Roberta Metsola, the Parliament’s president, will write in a letter to EU capitals — read, Berlin and its allies — to “respect” the deal that was agreed last year to effectively ban the sale of new polluting cars and vans by 2035, two Parliament officials who were not permitted to discuss the issue publicly told POLITICO.
The intervention was agreed during a meeting of parliamentary political leaders on Thursday.
Germany — along with Italy, Poland, Bulgaria and the Czech Republic — has threatened to blow up the agreement, insisting that it should allow for vehicles running only on synthetic fuels made from captured CO2 and hydrogen past 2035.
Germany’s Transport Minister Volker Wissing, from the liberal Free Democratic Party (FDP), on Wednesday sent a list of detailed demands to the EU executive amid negotiations on a potential loophole for the so-called e-fuels.

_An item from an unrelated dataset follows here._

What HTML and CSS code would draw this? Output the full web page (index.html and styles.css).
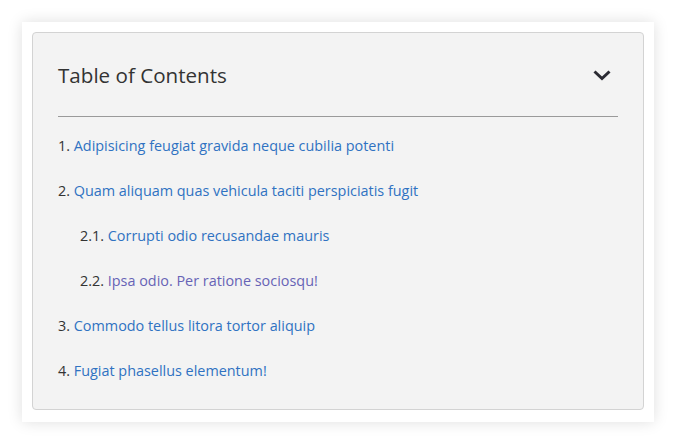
FILE: index.html
```html
<!DOCTYPE html>
<html lang="en">
<head>
<meta charset="utf-8">
<title>Table of Contents</title>
<link rel="stylesheet" href="styles.css">
</head>
<body>
<div class="card">
  <nav class="toc">
    <div class="toc-header">
      <h2 class="toc-title">Table of Contents</h2>
      <svg class="toc-toggle" width="24" height="24" viewBox="0 0 24 24" aria-hidden="true">
        <polyline points="4.5,8.5 12,15.5 19.5,8.5" fill="none" stroke="#2b2b33" stroke-width="3" stroke-linecap="butt" stroke-linejoin="miter"/>
      </svg>
    </div>
    <ol class="toc-list">
      <li><span class="num">1.</span> <a href="#" class="link">Adipisicing feugiat gravida neque cubilia potenti</a></li>
      <li><span class="num">2.</span> <a href="#" class="link">Quam aliquam quas vehicula taciti perspiciatis fugit</a>
        <ol class="toc-sub">
          <li><span class="num">2.1.</span> <a href="#" class="link">Corrupti odio recusandae mauris</a></li>
          <li><span class="num">2.2.</span> <a href="#" class="link visited">Ipsa odio. Per ratione sociosqu!</a></li>
        </ol>
      </li>
      <li><span class="num">3.</span> <a href="#" class="link">Commodo tellus litora tortor aliquip</a></li>
      <li><span class="num">4.</span> <a href="#" class="link">Fugiat phasellus elementum!</a></li>
    </ol>
  </nav>
</div>
</body>
</html>
```
FILE: styles.css
```css
* { box-sizing: border-box; }
html, body { margin: 0; padding: 0; background: #fff; }
body {
  font-family: "Open Sans", "Noto Sans", sans-serif;
  color: #333;
  min-height: 445px;
  padding: 22px 0 23px 22px;
}
.card {
  width: 632px;
  height: 400px;
  padding: 10px 10px 12px;
  background: #fff;
  box-shadow: 0 0 14px rgba(0, 0, 0, 0.13);
}
.toc {
  height: 100%;
  background: #f3f3f3;
  border: 1px solid #d3d3d3;
  border-radius: 4px;
  padding: 0 25px;
}
.toc-header {
  display: flex;
  align-items: center;
  justify-content: space-between;
  padding: 27px 0 26px;
  border-bottom: 1px solid #9a9a9a;
}
.toc-title {
  margin: 0;
  font-size: 20.6px;
  line-height: 30px;
  font-weight: 400;
  color: #333;
}
.toc-toggle { margin-right: 4px; }
.toc-list {
  list-style: none;
  margin: 0;
  padding: 6px 0 0;
}
.toc-list li {
  font-size: 14.4px;
  line-height: 21px;
}
.toc-list > li { padding: 12px 0; }
.toc-sub {
  list-style: none;
  margin: 0;
  padding: 0 0 0 22px;
}
.toc-sub > li { padding-top: 24px; }
.num { color: #333; }
.link { color: #2f72c2; text-decoration: none; }
.link.visited { color: #6763b6; }
```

Berlin’s proposed workaround would require making changes to existing Euro 6 pollutant rules through a new classification for vehicles running solely on e-fuels, and committing to add new annexes to the all-but agreed 2035 legislation to create some form of crediting system for carmakers using such fossil fuel alternatives.

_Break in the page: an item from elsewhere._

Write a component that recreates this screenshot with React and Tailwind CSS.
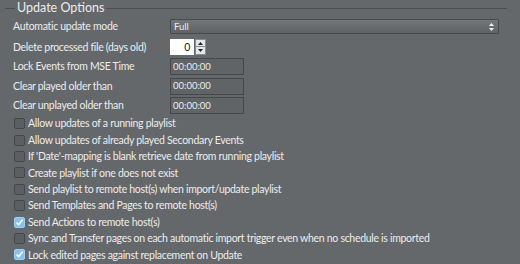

Those changes would come in the form of supplementary delegated acts that are worked out between the Commission and countries, but can be also challenged by the Parliament.
The Parliament twice rejected setting up an e-fuels credit scheme from German lawmakers during intense negotiations on the legislation last year. It’s not an option now either, the lawmaker running the file insists.

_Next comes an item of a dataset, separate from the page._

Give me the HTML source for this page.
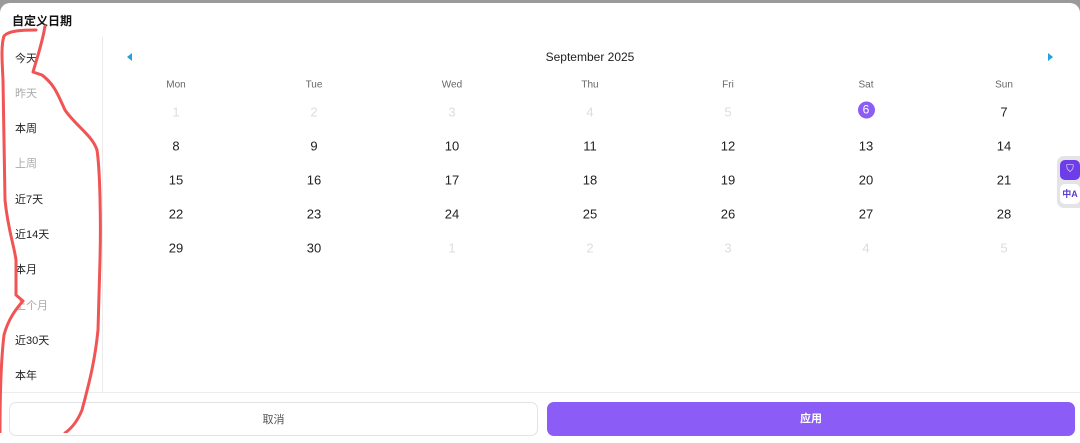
<!DOCTYPE html>
<html><head><meta charset="utf-8"><style>
*{margin:0;padding:0;box-sizing:border-box}
body{width:1080px;height:433px;background:#9a9a9a;font-family:"Liberation Sans","Noto Sans CJK SC",sans-serif;overflow:hidden;position:relative}
.card{position:absolute;left:0;top:3px;width:1080px;height:440px;background:#fff;border-radius:10px 10px 0 0}
.title{position:absolute;left:12px;top:9px;font-size:12px;font-weight:bold;color:#111}
.side{position:absolute;left:0;top:37px;width:103px;height:355px;border-right:1px solid #ececec}
.side div{position:absolute;left:15px;font-size:11px;color:#222}
.side .g{color:#aaa}
.hr{position:absolute;left:0;top:392px;width:1080px;border-top:1px solid #ececec}
.btn{position:absolute;top:402px;height:34px;border-radius:7px;font-size:11px;text-align:center;line-height:34px}
.c{position:absolute;font-size:13px;color:#222;text-align:center;width:138px;transform:translateY(-50%)}
.dn{color:#666;font-size:10px}
.m{color:#ddd}
</style></head><body>
<div class="card">
<div class="title">自定义日期</div>
</div>
<div class="side">
<div style="top:13px">今天</div>
<div class="g" style="top:48px">昨天</div>
<div style="top:83px">本周</div>
<div class="g" style="top:118px">上周</div>
<div style="top:154px">近7天</div>
<div style="top:189px">近14天</div>
<div style="top:224px">本月</div>
<div class="g" style="top:260px">上个月</div>
<div style="top:295px">近30天</div>
<div style="top:330px">本年</div>
</div>
<svg style="position:absolute;left:126px;top:53px" width="8" height="8"><path d="M6 0L1 4L6 8Z" fill="#1fa3e0"/></svg>
<svg style="position:absolute;left:1046px;top:53px" width="8" height="8"><path d="M2 0L7 4L2 8Z" fill="#1fa3e0"/></svg>
<div class="c" style="left:521px;top:57px;font-size:12px">September 2025</div>
<div id="cal"></div>
<script>
var h='',cx=[107,245,383,521,659,797,935],d=['Mon','Tue','Wed','Thu','Fri','Sat','Sun'];
d.forEach(function(n,i){h+='<div class="c dn" style="left:'+cx[i]+'px;top:85px">'+n+'</div>'});
var rows=[[1,2,3,4,5,6,7],[8,9,10,11,12,13,14],[15,16,17,18,19,20,21],[22,23,24,25,26,27,28],[29,30,1,2,3,4,5]];
rows.forEach(function(r,ri){r.forEach(function(v,i){var y=112+ri*34;var cls=(ri==0&&i<5)||(ri==4&&i>1)?'c m':'c';
if(ri==0&&i==5){h+='<div class="c" style="left:'+cx[i]+'px;top:'+(y-2)+'px"><span style="display:inline-block;width:17px;height:17px;border-radius:50%;background:#8b5cf6;color:#fff;line-height:17px;font-size:12px">6</span></div>'}
else h+='<div class="'+cls+'" style="left:'+cx[i]+'px;top:'+y+'px">'+v+'</div>'})});
document.getElementById('cal').innerHTML=h;
</script>
<div class="hr"></div>
<div class="btn" style="left:9px;width:529px;border:1px solid #e3e3e3;color:#555">取消</div>
<div class="btn" style="left:547px;width:528px;background:#8b5cf6;color:#fff;font-weight:bold">应用</div>
<div style="position:absolute;left:1057px;top:156px;width:23px;height:52px;background:#e4e4e8;border-radius:7px 0 0 7px"></div>
<div style="position:absolute;left:1060px;top:160px;width:20px;height:20px;background:#6d3ee8;border-radius:5px;color:#fff;font-size:10px;text-align:center;line-height:20px">⛉</div>
<div style="position:absolute;left:1060px;top:184px;width:20px;height:20px;background:#fff;border-radius:5px;color:#5b3ad6;font-size:9px;text-align:center;line-height:20px;font-weight:bold">中A</div>
<svg style="position:absolute;left:0;top:0" width="1080" height="433"><g fill="none" stroke="#f05454" stroke-width="3" stroke-linecap="round" stroke-linejoin="round">
<path d="M36 30 C20 30 8 31 4 36 C1 45 2 60 3 80 L5 200 C8 230 14 245 16 260 L16 295 L23 301 C15 310 8 320 4 335 C1 360 0 400 0 433"/>
<path d="M45 26 C43 40 38 55 33 72 L42 75 C55 85 58 95 65 110 C75 125 92 135 97 150 C100 170 101 220 100 260 L98 330 C95 360 90 380 82 410 C78 420 72 428 65 433"/>
</g></svg>
</body></html>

“My analysis is that the request from the FDP is illegal as there is no legal basis for the Commission to propose such an [e-fuels crediting scheme],” said French liberal MEP Pascal Canfin, who chairs the environment committee that steered the legislation through Parliament.
Adding new text spelling out an e-fuels methodology would greatly expand the remit of the car emissions legislation, critics of the plan have long argued, adding a complex accounting system which would require extra bureaucracy to manage.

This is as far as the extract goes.